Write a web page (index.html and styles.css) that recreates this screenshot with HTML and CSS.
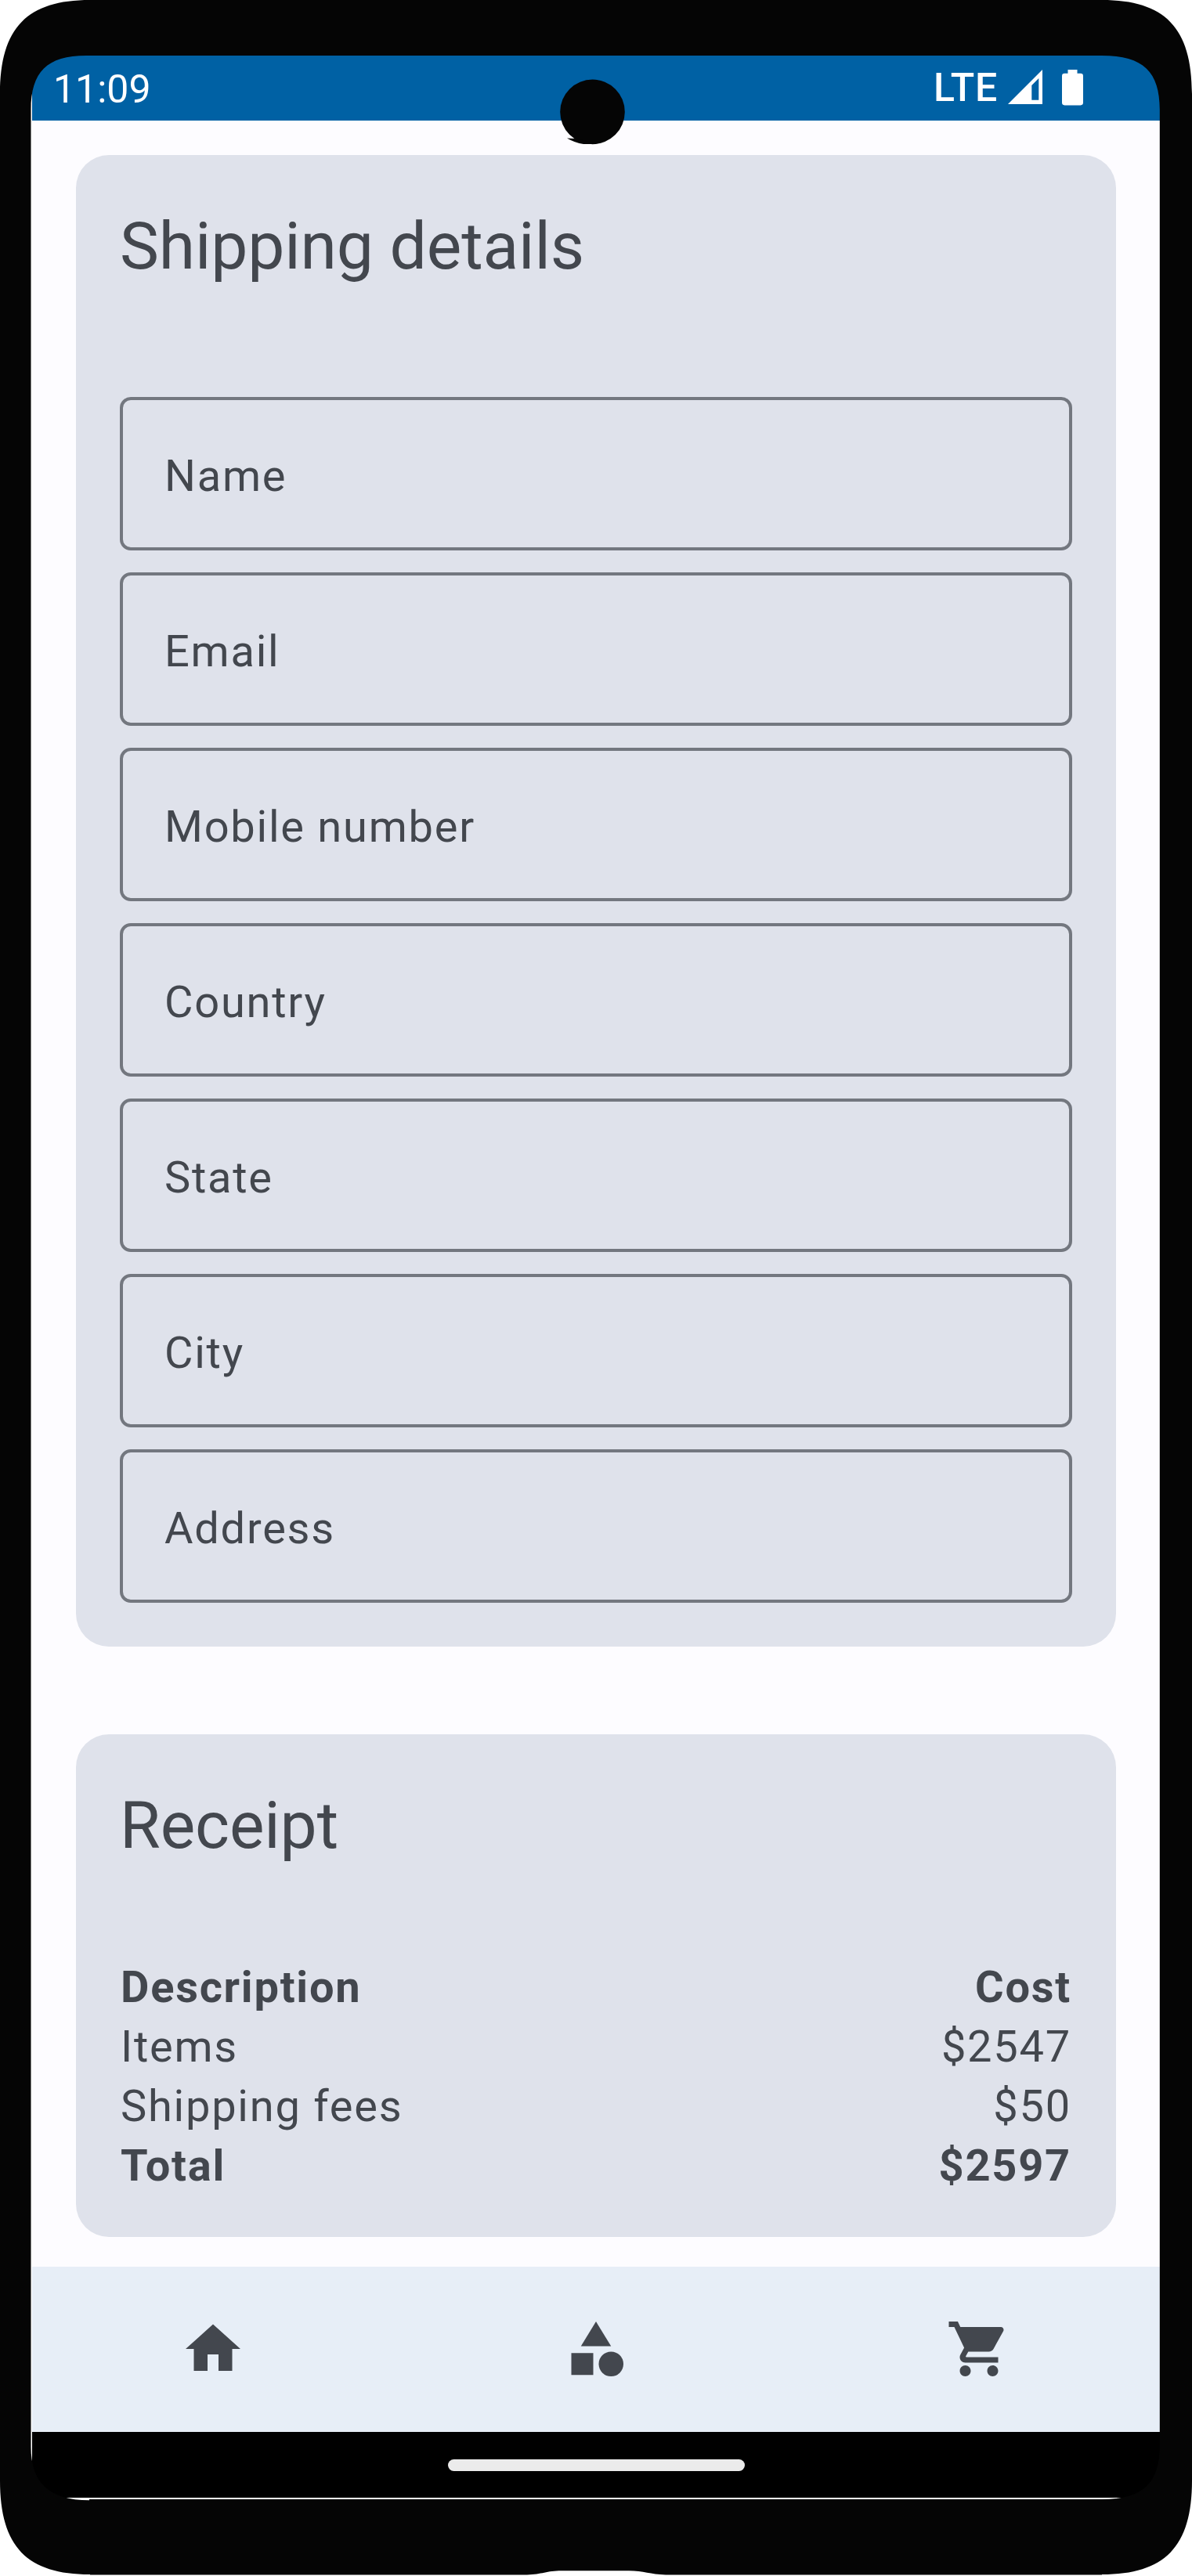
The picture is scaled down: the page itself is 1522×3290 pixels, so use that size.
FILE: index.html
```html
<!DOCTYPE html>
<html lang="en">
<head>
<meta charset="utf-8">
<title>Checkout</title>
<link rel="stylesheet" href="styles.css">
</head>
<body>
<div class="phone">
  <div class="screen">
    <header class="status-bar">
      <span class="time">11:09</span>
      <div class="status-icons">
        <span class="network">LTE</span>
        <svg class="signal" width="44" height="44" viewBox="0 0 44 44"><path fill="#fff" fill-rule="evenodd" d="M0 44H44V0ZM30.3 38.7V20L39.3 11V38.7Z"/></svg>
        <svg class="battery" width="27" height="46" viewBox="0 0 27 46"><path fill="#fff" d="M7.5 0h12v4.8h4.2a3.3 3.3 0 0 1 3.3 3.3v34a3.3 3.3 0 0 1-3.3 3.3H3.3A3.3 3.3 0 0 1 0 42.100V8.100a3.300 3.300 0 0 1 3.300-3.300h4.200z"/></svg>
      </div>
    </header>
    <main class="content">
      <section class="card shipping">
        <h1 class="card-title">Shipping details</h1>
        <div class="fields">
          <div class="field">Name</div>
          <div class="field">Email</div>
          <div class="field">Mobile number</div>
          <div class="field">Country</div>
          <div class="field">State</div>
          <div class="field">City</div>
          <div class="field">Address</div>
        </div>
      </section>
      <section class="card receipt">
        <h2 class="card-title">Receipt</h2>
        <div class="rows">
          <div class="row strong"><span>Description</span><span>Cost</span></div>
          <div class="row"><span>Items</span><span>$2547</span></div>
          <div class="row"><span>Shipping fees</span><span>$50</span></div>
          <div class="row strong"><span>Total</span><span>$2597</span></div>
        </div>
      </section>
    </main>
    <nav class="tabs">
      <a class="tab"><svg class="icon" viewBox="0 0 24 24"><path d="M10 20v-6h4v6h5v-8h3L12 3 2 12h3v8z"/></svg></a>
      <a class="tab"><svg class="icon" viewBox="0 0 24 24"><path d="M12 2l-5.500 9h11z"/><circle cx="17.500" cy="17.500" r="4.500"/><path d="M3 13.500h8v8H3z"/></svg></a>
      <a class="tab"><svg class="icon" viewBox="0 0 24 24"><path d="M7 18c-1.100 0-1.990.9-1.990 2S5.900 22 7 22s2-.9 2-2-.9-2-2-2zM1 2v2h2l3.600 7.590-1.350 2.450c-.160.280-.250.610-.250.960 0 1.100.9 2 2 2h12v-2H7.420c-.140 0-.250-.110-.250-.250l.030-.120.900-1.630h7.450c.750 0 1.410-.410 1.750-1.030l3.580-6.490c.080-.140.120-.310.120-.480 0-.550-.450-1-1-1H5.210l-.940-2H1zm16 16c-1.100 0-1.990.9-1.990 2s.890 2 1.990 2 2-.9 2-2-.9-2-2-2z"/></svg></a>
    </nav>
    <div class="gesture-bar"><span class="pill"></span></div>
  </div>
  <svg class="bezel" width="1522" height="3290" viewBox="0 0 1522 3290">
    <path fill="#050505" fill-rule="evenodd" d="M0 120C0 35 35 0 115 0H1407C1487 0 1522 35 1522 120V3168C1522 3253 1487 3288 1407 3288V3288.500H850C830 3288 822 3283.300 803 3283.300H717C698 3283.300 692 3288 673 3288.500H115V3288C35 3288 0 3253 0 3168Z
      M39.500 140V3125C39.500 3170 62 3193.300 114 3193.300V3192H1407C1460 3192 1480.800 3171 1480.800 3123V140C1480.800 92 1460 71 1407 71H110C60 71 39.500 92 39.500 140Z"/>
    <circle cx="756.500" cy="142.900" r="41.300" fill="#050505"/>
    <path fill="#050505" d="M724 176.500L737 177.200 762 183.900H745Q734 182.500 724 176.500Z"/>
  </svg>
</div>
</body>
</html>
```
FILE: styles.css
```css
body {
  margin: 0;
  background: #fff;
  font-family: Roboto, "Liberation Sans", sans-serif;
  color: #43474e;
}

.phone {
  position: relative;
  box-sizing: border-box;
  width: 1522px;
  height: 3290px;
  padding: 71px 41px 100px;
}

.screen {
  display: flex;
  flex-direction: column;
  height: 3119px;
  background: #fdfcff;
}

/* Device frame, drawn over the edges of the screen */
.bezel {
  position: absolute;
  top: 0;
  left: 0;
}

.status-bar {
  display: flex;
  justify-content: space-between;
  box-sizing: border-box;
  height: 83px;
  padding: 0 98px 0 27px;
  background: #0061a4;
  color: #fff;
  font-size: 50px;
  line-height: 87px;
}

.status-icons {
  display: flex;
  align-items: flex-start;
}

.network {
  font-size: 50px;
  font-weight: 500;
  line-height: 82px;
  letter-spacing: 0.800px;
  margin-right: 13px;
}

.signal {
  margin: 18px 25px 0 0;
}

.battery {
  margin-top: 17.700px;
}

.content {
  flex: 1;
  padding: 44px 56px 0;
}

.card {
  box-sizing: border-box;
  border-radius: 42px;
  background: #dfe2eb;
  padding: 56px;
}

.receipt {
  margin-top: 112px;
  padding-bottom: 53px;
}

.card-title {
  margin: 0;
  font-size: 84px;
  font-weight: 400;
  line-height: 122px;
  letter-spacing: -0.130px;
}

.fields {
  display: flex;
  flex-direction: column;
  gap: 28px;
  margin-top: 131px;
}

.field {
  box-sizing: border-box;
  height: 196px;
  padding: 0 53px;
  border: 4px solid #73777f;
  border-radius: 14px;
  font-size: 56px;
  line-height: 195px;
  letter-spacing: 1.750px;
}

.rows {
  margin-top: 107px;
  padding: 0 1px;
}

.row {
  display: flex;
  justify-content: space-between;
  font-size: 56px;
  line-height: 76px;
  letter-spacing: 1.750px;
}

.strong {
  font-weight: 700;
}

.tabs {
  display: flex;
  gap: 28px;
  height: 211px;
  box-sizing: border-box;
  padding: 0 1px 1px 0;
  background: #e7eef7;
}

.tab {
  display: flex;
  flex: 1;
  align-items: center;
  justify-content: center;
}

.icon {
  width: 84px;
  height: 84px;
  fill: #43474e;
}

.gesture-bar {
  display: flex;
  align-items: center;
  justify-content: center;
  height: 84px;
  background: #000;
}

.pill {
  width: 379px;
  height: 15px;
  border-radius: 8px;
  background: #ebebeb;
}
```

### [Work to complete]
From the listing above, pick out each line where the word "index" appears.

### [Response]
Write a web page (index.html and styles.css) that recreates this screenshot with HTML and CSS.
FILE: index.html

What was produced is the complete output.